I was shocked to learn that Richard Stallman will be returning to the Free Software Foundation board of directors. Stallman resigned as president of the FSF and from his position at MIT in 2019 after making offensive profoundly misinformed statements about victims of sexual trafficking and abuse. His inexcusable remarks were the triggering incident, but it should have happened years before.
If you are not familiar with Stallman and his long history of creating a hostile environment for women, I encourage you to read Selam Jie Gano’s long and courageous post detailing the testimony of those who were forced to deal with it and Sage Sharp’s Twitter thread with receipts. It wasn’t an open secret in tech, because it wasn’t even secret. Even as a junior programmer thousands of miles away and twenty years ago, I knew women who had been forced to deal with his clearly unwelcome advances, and men who shared techniques for keeping others safe from him. (According to rumor, ferns were particularly effective at warding him off, like a creepster crucifix.)
Some communities have a missing stair; Stallman was an open elevator shaft with a crocodile pit at the bottom. Usually when something is this flagrantly broken for so long, the building itself has structural problems. So it is in the free software community. Since its creation, it has been disproportionately and often overwhelmingly white and male. It has had a combative culture with hidden toxic power dynamics. And it has repeatedly given known harassers and abusers a home, making it a notoriously inhumane environment, particularly for women.
When Stallman resigned, I thought it might be the beginning of an important time of reckoning for the free software movement. I was heartened that the FSF appeared ready to continue its mission to promote user freedom. It was larger than its founder, and could carry on without him. And I hoped that this would be followed by the removal of other toxic figures from positions of leadership and influence, by a genuine commitment to listening to those they had harmed, and by a new flourishing of diversity in free software.
Apparently not. Stallman’s announcement shows that the FSF as an organiation has learned nothing from #metoo, and has squandered the opportunity for critical reflection his resignation provided. There are people of conscience who work at FSF, and thousands more around the world who have contributed their efforts to its projects over the years.
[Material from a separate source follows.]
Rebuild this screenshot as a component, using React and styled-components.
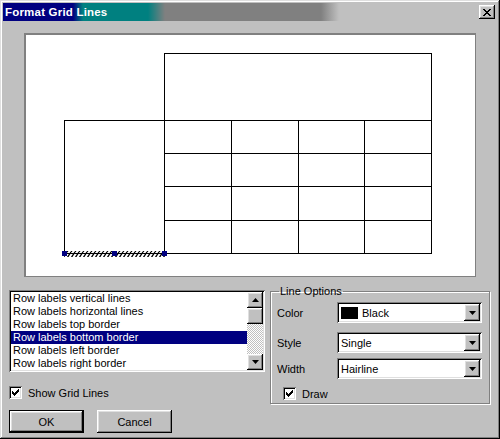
import React from 'react';
import styled, { createGlobalStyle, css } from 'styled-components';

const GlobalStyle = createGlobalStyle`
    html, body {
        margin: 0;
        padding: 0;
        background: #c0c0c0;
    }
    body {
        font-family: "Liberation Sans", Arial, sans-serif;
        font-size: 11px;
        color: #000;
    }
`;

const raised = css`
    background: #c0c0c0;
    box-shadow: inset -1px -1px #000, inset 1px 1px #fff,
        inset -2px -2px #808080, inset 2px 2px #dfdfdf;
`;

const sunken = css`
    background: #fff;
    box-shadow: inset 1px 1px #808080, inset -1px -1px #fff,
        inset 2px 2px #000, inset -2px -2px #dfdfdf;
`;

const Window = styled.div`
    width: 500px;
    height: 439px;
    box-sizing: border-box;
    padding: 3px;
    background: #c0c0c0;
    box-shadow: inset -1px -1px #000, inset 1px 1px #dfdfdf,
        inset -2px -2px #808080, inset 2px 2px #fff;
    display: flex;
    flex-direction: column;
`;

const TitleBar = styled.div`
    height: 18px;
    display: flex;
    align-items: center;
    justify-content: space-between;
    padding: 0 2px;
    background: linear-gradient(90deg,
        #000080 0 70px, #008080 80px 145px,
        #808080 162px 318px, #c0c0c0 336px);
`;

const TitleText = styled.span`
    color: #fff;
    font-weight: bold;
    font-size: 11.5px;
    letter-spacing: 0.2px;
`;

const CloseButton = styled.div`
    ${raised};
    width: 16px;
    height: 14px;
    display: flex;
    align-items: center;
    justify-content: center;
`;

const Body = styled.div`
    flex: 1;
    display: flex;
    flex-direction: column;
    padding: 12px 7px 0 6px;
`;

const Preview = styled.div`
    height: 244px;
    margin: 0 14px 0 15px;
    box-sizing: border-box;
    background: #fff;
    border: solid #808080;
    border-width: 2px 1px 1px 2px;
    svg {
        display: block;
    }
`;

const BottomRow = styled.div`
    display: flex;
    gap: 5px;
    margin-top: 13px;
`;

const LeftColumn = styled.div`
    width: 256px;
    display: flex;
    flex-direction: column;
`;

const ListBox = styled.div`
    ${sunken};
    height: 82px;
    box-sizing: border-box;
    padding: 2px;
    display: flex;
`;

const ListItems = styled.div`
    flex: 1;
`;

const ListItem = styled.div`
    height: 13px;
    line-height: 13px;
    padding-left: 2px;
    white-space: nowrap;
    background: ${p => (p.$selected ? '#000080' : 'transparent')};
    color: ${p => (p.$selected ? '#fff' : '#000')};
`;

const ScrollBar = styled.div`
    width: 16px;
    display: flex;
    flex-direction: column;
`;

const ScrollButton = styled.div`
    ${raised};
    height: 16px;
    display: flex;
    align-items: center;
    justify-content: center;
`;

const ScrollTrack = styled.div`
    flex: 1;
    background: repeating-conic-gradient(#c0c0c0 0 25%, #fff 0 50%) 0 0 / 2px 2px;
`;

const CheckRow = styled.label`
    display: flex;
    align-items: center;
    gap: 6px;
    margin-top: ${p => p.$mt || 0}px;
    margin-left: ${p => p.$ml || 0}px;
`;

const CheckBox = styled.span`
    ${sunken};
    width: 13px;
    height: 13px;
    display: flex;
    align-items: center;
    justify-content: center;
`;

const ButtonRow = styled.div`
    display: flex;
    gap: 13px;
    margin-top: 11px;
`;

const PushButton = styled.div`
    ${raised};
    width: 75px;
    height: 23px;
    box-sizing: border-box;
    display: flex;
    align-items: center;
    justify-content: center;
    ${p => p.$default && css`
        border: 1px solid #000;
    `}
`;

const GroupBox = styled.fieldset`
    flex: 1;
    margin: -4px 0 0 0;
    padding: 0 7px 4px 6px;
    height: 118px;
    box-sizing: border-box;
    border: 1px solid #808080;
    box-shadow: 1px 1px 0 #fff, inset 1px 1px 0 #fff;
    display: flex;
    flex-direction: column;
`;

const Legend = styled.legend`
    padding: 0 1px;
    margin-left: 2px;
    line-height: 11px;
`;

const OptionRow = styled.div`
    display: flex;
    align-items: center;
    margin-top: ${p => p.$mt}px;
`;

const OptionLabel = styled.span`
    width: 60px;
`;

const Combo = styled.div`
    ${sunken};
    flex: 1;
    height: 21px;
    box-sizing: border-box;
    padding: 2px;
    display: flex;
    align-items: center;
`;

const ComboValue = styled.div`
    flex: 1;
    display: flex;
    align-items: center;
    gap: 4px;
    padding-left: 2px;
`;

const Swatch = styled.span`
    width: 17px;
    height: 12px;
    background: #000;
`;

const DropButton = styled(ScrollButton)`
    width: 16px;
    height: 17px;
`;

const Arrow = ({ up }) => (
    <svg width="7" height="4" viewBox="0 0 7 4">
        <polygon points={up ? '3.5,0 7,4 0,4' : '0,0 7,0 3.5,4'} fill="#000" />
    </svg>
);

const Check = () => (
    <svg width="7" height="7" viewBox="0 0 7 7" shapeRendering="crispEdges">
        <path d="M0 2h1v1h1v1h1v-1h1v-1h1v-1h1v-1h1v3h-1v1h-1v1h-1v1h-1v1h-1v-1h-1v-1h-1z" fill="#000" />
    </svg>
);

const CloseGlyph = () => (
    <svg width="8" height="7" viewBox="0 0 8 7" shapeRendering="crispEdges">
        <path d="M0 0h2v1h1v1h2v-1h1v-1h2v1h-1v1h-1v1h-1v1h1v1h1v1h1v1h-2v-1h-1v-1h-2v1h-1v1h-2v-1h1v-1h1v-1h1v-1h-1v-1h-1v-1h-1z" fill="#000" />
    </svg>
);

// page coordinates of the sample table, shifted into the panel
const cols = [164, 231, 298, 364, 431];
const rows = [120, 153, 186, 220, 253];

function GridPreview() {
    return (
        <svg width="449" height="241" shapeRendering="crispEdges">
            <defs>
                <pattern id="hatch" width="4" height="6" patternUnits="userSpaceOnUse">
                    <path d="M-1 6L3 0M3 6L7 0" stroke="#000" strokeWidth="1.3" shapeRendering="auto" />
                </pattern>
            </defs>
            <g transform="translate(-26,-35)" stroke="#000" strokeWidth="1" fill="none">
                <rect x="164.5" y="53.5" width="267" height="67" />
                <path d="M64.5 253V120.5H164.5" />
                {cols.map(x => (
                    <line key={x} x1={x + 0.5} y1="120" x2={x + 0.5} y2="254" />
                ))}
                {rows.map(y => (
                    <line key={y} x1="164" y1={y + 0.5} x2="432" y2={y + 0.5} />
                ))}
                <line x1="64" y1="253.5" x2="165" y2="253.5" />
                <rect x="64" y="251" width="101" height="6" fill="url(#hatch)" stroke="none" />
                {[64, 114, 164].map(x => (
                    <rect key={x} x={x - 2} y="251" width="5" height="5" fill="#000080" stroke="none" />
                ))}
            </g>
        </svg>
    );
}

const items = [
    'Row labels vertical lines',
    'Row labels horizontal lines',
    'Row labels top border',
    'Row labels bottom border',
    'Row labels left border',
    'Row labels right border',
];

export default function App() {
    return (
        <>
            <GlobalStyle />
            <Window>
                <TitleBar>
                    <TitleText>Format Grid Lines</TitleText>
                    <CloseButton><CloseGlyph /></CloseButton>
                </TitleBar>
                <Body>
                    <Preview>
                        <GridPreview />
                    </Preview>
                    <BottomRow>
                        <LeftColumn>
                            <ListBox>
                                <ListItems>
                                    {items.map((t, i) => (
                                        <ListItem key={t} $selected={i === 3}>{t}</ListItem>
                                    ))}
                                </ListItems>
                                <ScrollBar>
                                    <ScrollButton><Arrow up /></ScrollButton>
                                    <ScrollButton />
                                    <ScrollTrack />
                                    <ScrollButton><Arrow /></ScrollButton>
                                </ScrollBar>
                            </ListBox>
                            <CheckRow $mt={14}>
                                <CheckBox><Check /></CheckBox>
                                Show Grid Lines
                            </CheckRow>
                            <ButtonRow>
                                <PushButton $default>OK</PushButton>
                                <PushButton>Cancel</PushButton>
                            </ButtonRow>
                        </LeftColumn>
                        <GroupBox>
                            <Legend>Line Options</Legend>
                            <OptionRow $mt={5}>
                                <OptionLabel>Color</OptionLabel>
                                <Combo>
                                    <ComboValue><Swatch />Black</ComboValue>
                                    <DropButton><Arrow /></DropButton>
                                </Combo>
                            </OptionRow>
                            <OptionRow $mt={9}>
                                <OptionLabel>Style</OptionLabel>
                                <Combo>
                                    <ComboValue>Single</ComboValue>
                                    <DropButton><Arrow /></DropButton>
                                </Combo>
                            </OptionRow>
                            <OptionRow $mt={5}>
                                <OptionLabel>Width</OptionLabel>
                                <Combo>
                                    <ComboValue>Hairline</ComboValue>
                                    <DropButton><Arrow /></DropButton>
                                </Combo>
                            </OptionRow>
                            <CheckRow $mt={8} $ml={6}>
                                <CheckBox><Check /></CheckBox>
                                Draw
                            </CheckRow>
                        </GroupBox>
                    </BottomRow>
                </Body>
            </Window>
        </>
    );
}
It has been a privilege for me to learn from and be inspired by free software advocates and volunteers who take the vision of software freedom seriously, and who are committed to making it a meaningful reality for everyone worldwide, not just for an insular group of privileged white men with careers in computing. Reinstating Richard Stallman is a slap in the face to them and a betrayal of the trust they have extended. I am deeply sorry for them all.
I have been an FSF donor for years, but I will make no further donations or have any further involvement with the FSF in any form while Richard Stallman retains any association with it. Instead, I will support other organizations that better understand the vision of equality and inclusion that free software represents, and are committed to that vision in everything they do.
Richard Stallman has the same freedoms in respect of free software that anyone else does. He can run it for any purpose. He can study how it works, and modify it however he wants. He can redistribute copies to anyone. And he can distribute copies of his modified versions to anyone, along with the corresponding source code. Let that be enough. As a person, he deserves nothing less. But after what he has done, he deserves not one iota more.